Serpent's Tail £8.99
Perverted By Language ed Peter Wild
A collection of short fiction inspired by The Fall shows the writers struggling to match the Salford magus
If you go back 25 years or so, it is hard to imagine Martin Amis, Ian McEwan and Angela Carter rushing to be part of a collection of short stories with titles borrowed from the music of, say, Van Der Graaf Generator. While Peter Wild's contributors list is not quite that illustrious, it does contain names - Michel Faber, Rebbecca Ray, Mick Jackson - with actual writerly cachet. The sense that these authors have much more to gain from this transaction than Salfordian garage-rock magus Mark E Smith tells us very little about the shifting balance of power between what used to be called "high" and "low" culture, but a great deal about The Fall's uniquely literary character.
The fact that this band is named after a novel by Camus doesn't really come into it. Mark E Smith's collected lyrics constitute a treasure-house of linguistic riches on a par with any in the rock 'n' roll canon, up to and including Bob Dylan's. And while his oeuvre does have an explicitly bookish component - he often marks out his own creative terrain with the help of maps supplied by William Burroughs or H P Lovecraft - it's in its engagement with culture and society as a whole that Smith's own writing attains its highest degree of literary significance. With his intuitive grasp of the connections between history, a sense of place and the collective unconscious, disciples of the cult of psycho-geography might plausibly see him as John the Baptist to Iain Sinclair's Jesus.
With such a deep well of inspiration to draw upon, this anthology gets off to a dispiritingly brackish start. An opening brace of unimaginitively nasty contributions from Niall Griffiths and Matthew David Scott seem all too eager to conform to the golden rule of second-rate short story writing: if you don't have an actual idea, then kill someone at the end. Once established, the prevailing mood of self-satisfaction and intellectual laziness proves very hard to shake. Michel Faber's "Fortress/Deer Park", with its gratuitous plethora of incorporated song-titles, and craven refusal to grapple with the ghost of Norman Mailer, is especially disappointing.

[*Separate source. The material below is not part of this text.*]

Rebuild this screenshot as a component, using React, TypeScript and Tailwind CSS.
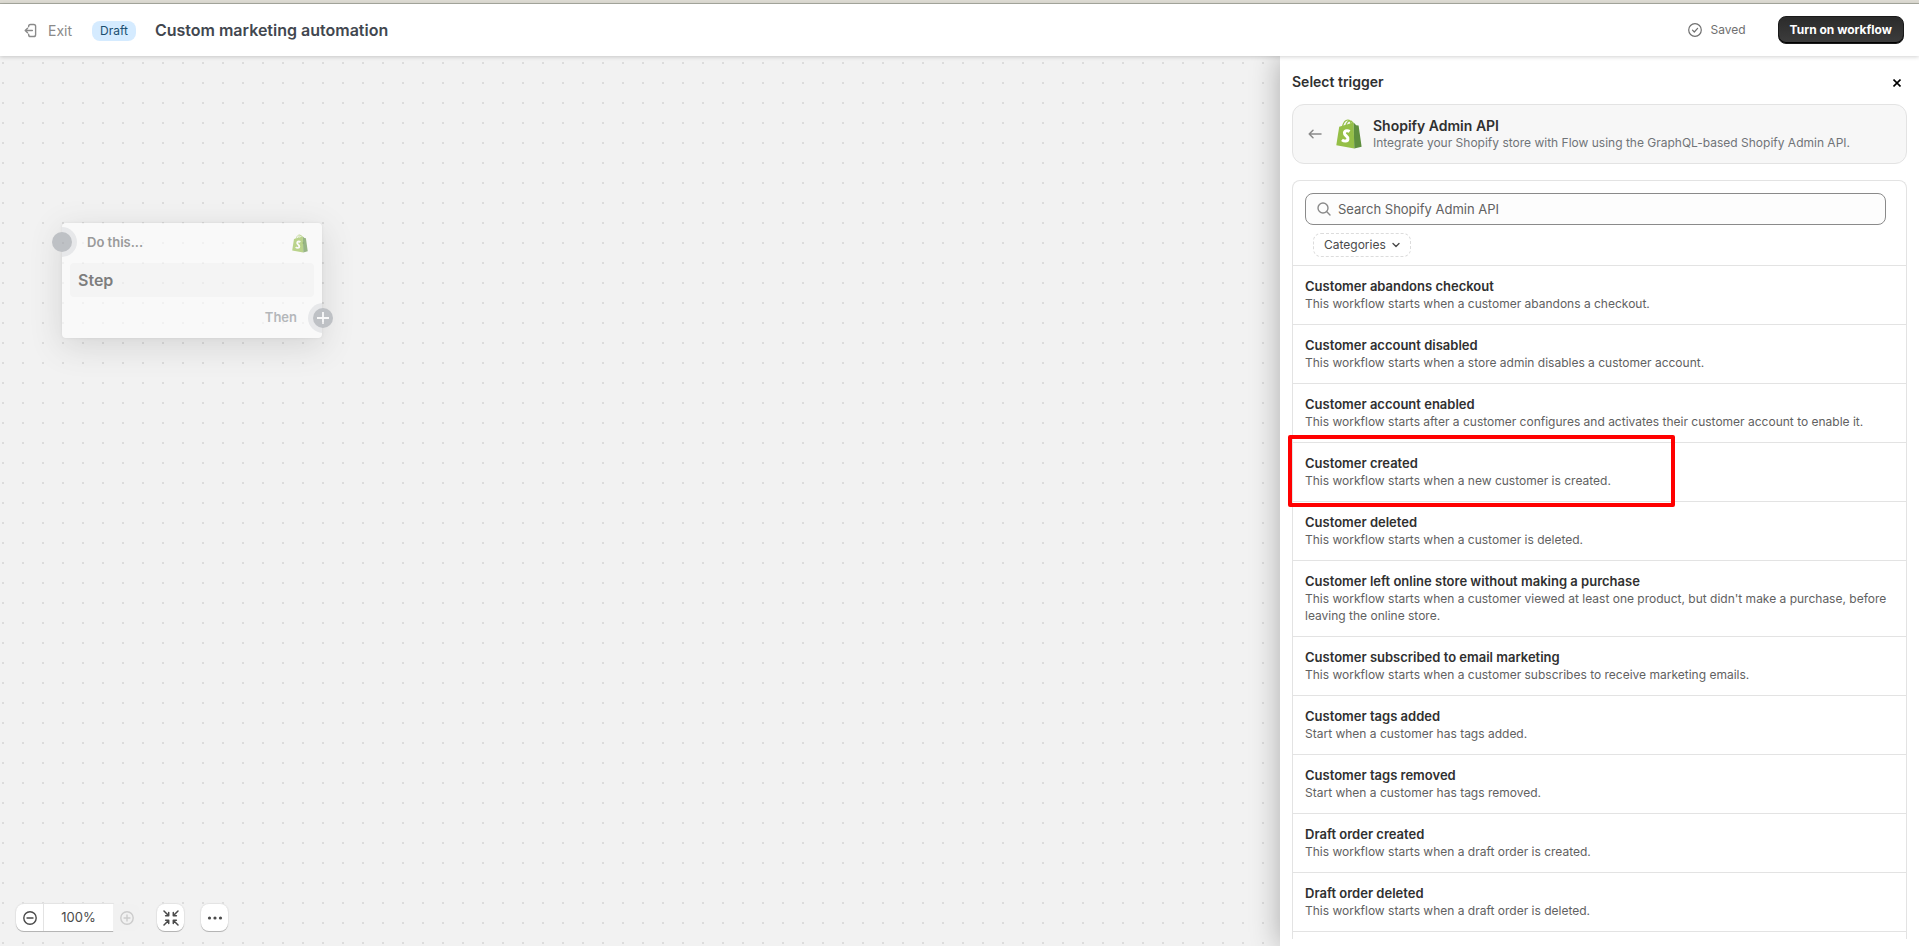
import React, { useState } from 'react';

interface Trigger {
    title: string;
    description: string;
    highlighted?: boolean;
}

interface IconProps {
    className?: string;
}

const TRIGGERS: Trigger[] = [
    { title: 'Customer abandons checkout', description: 'This workflow starts when a customer abandons a checkout.' },
    { title: 'Customer account disabled', description: 'This workflow starts when a store admin disables a customer account.' },
    { title: 'Customer account enabled', description: 'This workflow starts after a customer configures and activates their customer account to enable it.' },
    { title: 'Customer created', description: 'This workflow starts when a new customer is created.', highlighted: true },
    { title: 'Customer deleted', description: 'This workflow starts when a customer is deleted.' },
    { title: 'Customer left online store without making a purchase', description: "This workflow starts when a customer viewed at least one product, but didn't make a purchase, before leaving the online store." },
    { title: 'Customer subscribed to email marketing', description: 'This workflow starts when a customer subscribes to receive marketing emails.' },
    { title: 'Customer tags added', description: 'Start when a customer has tags added.' },
    { title: 'Customer tags removed', description: 'Start when a customer has tags removed.' },
    { title: 'Draft order created', description: 'This workflow starts when a draft order is created.' },
    { title: 'Draft order deleted', description: 'This workflow starts when a draft order is deleted.' },
];

const ShopifyIcon: React.FC<IconProps> = ({ className }) => (
    <svg className={className} viewBox="0 0 26 30" fill="none" aria-hidden="true">
        <path d="M3.2 7.800 17.600 3.600 18.300 29.600 0.300 26.200z" fill="#95bf47" />
        <path d="M17.600 3.600 20.200 6.200 22.600 6.500 25.600 27.700 18.300 29.600z" fill="#5e8e3e" />
        <path d="M6.400 8C7.200 4.400 9.400 1 11.800 1c2 0 3.200 2 3.300 4.800M9.800 7C10.400 4 12.400 1.800 14 1.800c1.800 0 2.600 1.600 2.800 3.600" stroke="#95bf47" strokeWidth="1.200" />
        <path d="M13.600 12.400c-1.200-.8-4.800-1.400-5.200 1.400-.4 2.800 3.900 3.100 3.500 6.200-.3 2.700-3.800 2.600-5.900.9" stroke="#fff" strokeWidth="3" />
    </svg>
);

const ExitIcon: React.FC<IconProps> = ({ className }) => (
    <svg className={className} viewBox="0 0 14 16" fill="none" stroke="currentColor" strokeWidth="1.500" strokeLinecap="round" strokeLinejoin="round" aria-hidden="true">
        <path d="M5 4V3.500A2 2 0 0 1 7 1.500h3.500a2 2 0 0 1 2 2v9a2 2 0 0 1-2 2H7a2 2 0 0 1-2-2V12M9 8H1.500M3.800 5.500 1.300 8l2.500 2.500" />
    </svg>
);

const SavedIcon: React.FC<IconProps> = ({ className }) => (
    <svg className={className} viewBox="0 0 14 14" fill="none" stroke="currentColor" strokeWidth="1.200" strokeLinecap="round" strokeLinejoin="round" aria-hidden="true">
        <circle cx="7" cy="7" r="6.300" />
        <path d="m4.500 7.200 1.800 1.800 3.300-3.700" />
    </svg>
);

const CircleIcon: React.FC<IconProps & { plus?: boolean }> = ({ className, plus }) => (
    <svg className={className} viewBox="0 0 14 14" fill="none" stroke="currentColor" strokeWidth="1.400" strokeLinecap="round" aria-hidden="true">
        <circle cx="7" cy="7" r="6.200" />
        <path d="M4 7h6" />
        {plus && <path d="M7 4v6" />}
    </svg>
);

const FitIcon: React.FC<IconProps> = ({ className }) => (
    <svg className={className} viewBox="0 0 16 16" fill="none" stroke="currentColor" strokeWidth="1.500" strokeLinecap="round" strokeLinejoin="round" aria-hidden="true">
        <path d="m1 1 4.500 4.500M2.600 5.700h3.100V2.600M15 1l-4.500 4.500M13.400 5.700h-3.100V2.600M1 15l4.500-4.500M2.600 10.300h3.100v3.100M15 15l-4.500-4.500M13.400 10.300h-3.100v3.100" />
    </svg>
);

const BackIcon: React.FC<IconProps> = ({ className }) => (
    <svg className={className} viewBox="0 0 14 10" fill="none" stroke="currentColor" strokeWidth="1.500" strokeLinecap="round" strokeLinejoin="round" aria-hidden="true">
        <path d="M13 5H1.200M5 1.200 1.200 5 5 8.800" />
    </svg>
);

const SearchIcon: React.FC<IconProps> = ({ className }) => (
    <svg className={className} viewBox="0 0 14 14" fill="none" stroke="currentColor" strokeWidth="1.400" strokeLinecap="round" aria-hidden="true">
        <circle cx="6" cy="6" r="5" />
        <path d="m9.800 9.800 3.200 3.200" />
    </svg>
);

const Header: React.FC = () => (
    <header className="relative z-20 flex h-[52px] shrink-0 items-center bg-white pl-6 pr-[15px] shadow-[0_1px_4px_rgba(0,0,0,0.18)]">
        <button type="button" className="flex items-center gap-[11px] text-[#8a8a8a]">
            <ExitIcon className="h-[15px] w-[13px]" />
            <span className="pt-px text-sm">Exit</span>
        </button>
        <span className="ml-5 mt-px rounded-lg bg-[#d5ebff] px-2 text-xs leading-5 text-[#1b4f70]">Draft</span>
        <h1 className="ml-[19px] text-base font-semibold text-[#42474f]">Custom marketing automation</h1>
        <div className="ml-auto flex items-center gap-2 text-[#707070]">
            <SavedIcon className="h-[14px] w-[14px]" />
            <span className="text-xs">Saved</span>
        </div>
        <button
            type="button"
            className="ml-8 h-7 rounded-lg border border-[#1a1a1a] bg-linear-to-b from-[#2b2b2b] to-[#3d3d3d] px-[11px] text-xs font-bold text-white shadow-[inset_0_-1px_0_#000]"
        >
            Turn on workflow
        </button>
    </header>
);

const StepNode: React.FC = () => (
    <div className="absolute left-[62px] top-[167px] w-[260px] opacity-60">
        <div className="relative overflow-hidden rounded bg-white p-2 pt-0 shadow-[0_0_3px_rgba(0,0,0,0.12),0_8px_32px_rgba(0,0,0,0.2)]">
            <span className="absolute -left-[15px] top-1 h-[30px] w-[30px] rounded-full bg-[#e1e3e6]" />
            <span className="absolute -right-4 bottom-[5px] h-[30px] w-[30px] rounded-full bg-[#e1e3e6]" />
            <div className="flex h-10 items-center justify-between pl-[17px] pr-[6px]">
                <span className="text-[13px] font-semibold text-[#616161]">Do this...</span>
                <ShopifyIcon className="h-[19px] w-4" />
            </div>
            <div className="rounded bg-[#f6f6f6] px-2 py-[5px] text-base font-semibold text-[#303030]">Step</div>
            <div className="flex h-[33px] items-center justify-end pr-[17px] pt-2">
                <span className="text-[13px] font-semibold text-[#8c9196]">Then</span>
            </div>
        </div>
        <span className="absolute -left-[10px] top-[9px] h-5 w-5 rounded-full bg-[#9da1a8]" />
        <button
            type="button"
            aria-label="Add next step"
            className="absolute -right-[11px] bottom-[10px] flex h-5 w-5 items-center justify-center rounded-full bg-[#9da1a8] text-white"
        >
            <svg className="h-3 w-3" viewBox="0 0 12 12" stroke="currentColor" strokeWidth="1.800" aria-hidden="true">
                <path d="M6 0v12M0 6h12" />
            </svg>
        </button>
    </div>
);

const ZoomControls: React.FC = () => {
    const box = 'flex h-[27px] w-[27px] items-center justify-center rounded-lg bg-white text-[#4a4a4a] shadow-[0_1px_0_#b5b5b5,0_0_1px_1px_#e3e3e3]';

    return (
        <div className="absolute bottom-[15px] left-4 flex gap-[17px]">
            <div className="flex h-[27px]">
                <div className="flex rounded-l-lg bg-white shadow-[0_1px_0_#b5b5b5,0_0_1px_1px_#e3e3e3]">
                    <button type="button" aria-label="Zoom out" className="flex w-7 items-center justify-center border-r border-[#e3e3e3] text-[#4a4a4a]">
                        <CircleIcon className="h-[14px] w-[14px]" />
                    </button>
                    <span className="flex w-[69px] items-center justify-center pt-px text-[13px] text-[#4a4a4a]">100%</span>
                </div>
                <button type="button" aria-label="Zoom in" disabled className="flex w-[27px] items-center justify-center rounded-r-lg bg-[#f1f1f1] text-[#cccccc]">
                    <CircleIcon plus className="h-[14px] w-[14px]" />
                </button>
            </div>
            <button type="button" aria-label="Fit to screen" className={box}>
                <FitIcon className="h-4 w-4" />
            </button>
            <button type="button" aria-label="More actions" className={box}>
                <svg className="h-4 w-4" viewBox="0 0 16 16" fill="currentColor" aria-hidden="true">
                    <circle cx="2.500" cy="8" r="1.600" />
                    <circle cx="8" cy="8" r="1.600" />
                    <circle cx="13.500" cy="8" r="1.600" />
                </svg>
            </button>
        </div>
    );
};

const TriggerRow: React.FC<Trigger> = ({ title, description, highlighted }) => (
    <li className="relative border-b border-[#e3e3e3]">
        <button type="button" className="block w-full px-3 pb-3 pt-[11px] text-left">
            <span className="block text-[13px] font-semibold leading-[18px] text-[#303030]">{title}</span>
            <span className="block text-xs leading-[17px] text-[#616161]">{description}</span>
        </button>
        {highlighted && (
            <span className="pointer-events-none absolute -left-[5px] -top-2 z-10 h-[72px] w-[387px] rounded-[2px] border-4 border-[#ff0000]" />
        )}
    </li>
);

const TriggerPanel: React.FC = () => {
    const [query, setQuery] = useState('');

    const visible = TRIGGERS.filter((t) => t.title.toLowerCase().includes(query.toLowerCase()));

    return (
        <aside className="relative z-10 flex w-[639px] shrink-0 flex-col overflow-y-auto bg-white px-3 pb-[7px] shadow-[0_0_28px_rgba(0,0,0,0.3)]">
            <div className="flex h-12 shrink-0 items-center justify-between pt-1">
                <h2 className="text-sm font-semibold text-[#303030]">Select trigger</h2>
                <button type="button" aria-label="Close" className="p-[6px] pb-1 text-black">
                    <svg className="h-2 w-2" viewBox="0 0 8 8" stroke="currentColor" strokeWidth="1.600" aria-hidden="true">
                        <path d="m.5.5 7 7M7.500.5l-7 7" />
                    </svg>
                </button>
            </div>

            {/* Connector */}
            <div className="flex h-[60px] shrink-0 items-center rounded-xl border border-[#e3e3e3] bg-[#f7f7f7] px-[15px]">
                <button type="button" aria-label="Back" className="text-[#8a8a8a]">
                    <BackIcon className="h-[10px] w-[14px]" />
                </button>
                <ShopifyIcon className="ml-[14px] h-[30px] w-[26px]" />
                <div className="ml-[11px] pb-px">
                    <h3 className="text-sm font-semibold leading-[18px] text-[#303030]">Shopify Admin API</h3>
                    <p className="text-xs text-[#707478]">Integrate your Shopify store with Flow using the GraphQL-based Shopify Admin API.</p>
                </div>
            </div>

            {/* Trigger list */}
            <div className="mt-4 shrink-0 grow rounded-t-lg border border-b-0 border-[#e3e3e3]">
                <div className="h-[85px] border-b border-[#e3e3e3] pl-3 pr-5 pt-3">
                    <label className="flex h-8 items-center gap-[7px] rounded-lg border border-[#8a8a8a] bg-[#fdfdfd] px-[11px] text-[#8a8a8a]">
                        <SearchIcon className="h-[14px] w-[14px] shrink-0" />
                        <input
                            type="search"
                            aria-label="Search Shopify Admin API"
                            placeholder="Search Shopify Admin API"
                            value={query}
                            onChange={(e) => setQuery(e.target.value)}
                            className="w-full bg-transparent pt-px text-[13px] text-[#303030] outline-none placeholder:text-[#616161]"
                        />
                    </label>
                    <button type="button" className="ml-2 mt-2 flex h-6 items-center gap-[6px] rounded-lg border border-dashed border-[#dcdcdc] px-[10px] text-xs text-[#4a4a4a]">
                        Categories
                        <svg className="h-[6px] w-2" viewBox="0 0 8 6" fill="none" stroke="currentColor" strokeWidth="1.400" strokeLinecap="round" strokeLinejoin="round" aria-hidden="true">
                            <path d="m1 1.500 3 3 3-3" />
                        </svg>
                    </button>
                </div>
                <ul>
                    {visible.map((trigger) => (
                        <TriggerRow key={trigger.title} {...trigger} />
                    ))}
                </ul>
            </div>
        </aside>
    );
};

export default function App() {
    return (
        <div className="flex h-screen flex-col overflow-hidden font-['Inter',sans-serif]">
            <div className="h-1 shrink-0 border-b border-[#a9aba0] bg-[#dcdad2]" />
            <Header />
            <div className="flex min-h-0 flex-1">
                <main className="relative flex-1 bg-[#f2f2f2] bg-[radial-gradient(circle,#dcdcdc_1px,transparent_1px)] bg-[length:20px_20px] bg-position-[-7px_-3px]">
                    <StepNode />
                    <ZoomControls />
                </main>
                <TriggerPanel />
            </div>
        </div>
    );
}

As a general rule, the harder the writers work to establish their super-fan credentials, the further away the stories seem to get from the essential spirit of their source material. Perverted By Language's two undoubted highlights both (like The Fall themselves) colonise more marginal and obstreporous territory. Sci-fi outsider Carlton Merrick III's liquorice-flavoured shark temptresses eat the bulk of the competition for breakfast in the piquantly salacious "City Hobgoblins".
But it's John Williams's excellent "An Older Lover etc" which really steals the show. This insightfully embittered elaboration ("Not exactly a story, but... not the truth either") on the theme of his actual meetings with the band simultaneously redeems and damns its host volume with the same singular revelation: the only truly worthwhile fiction inspired by The Fall is the stuff we can make of our own lives with Mark E Smith's help.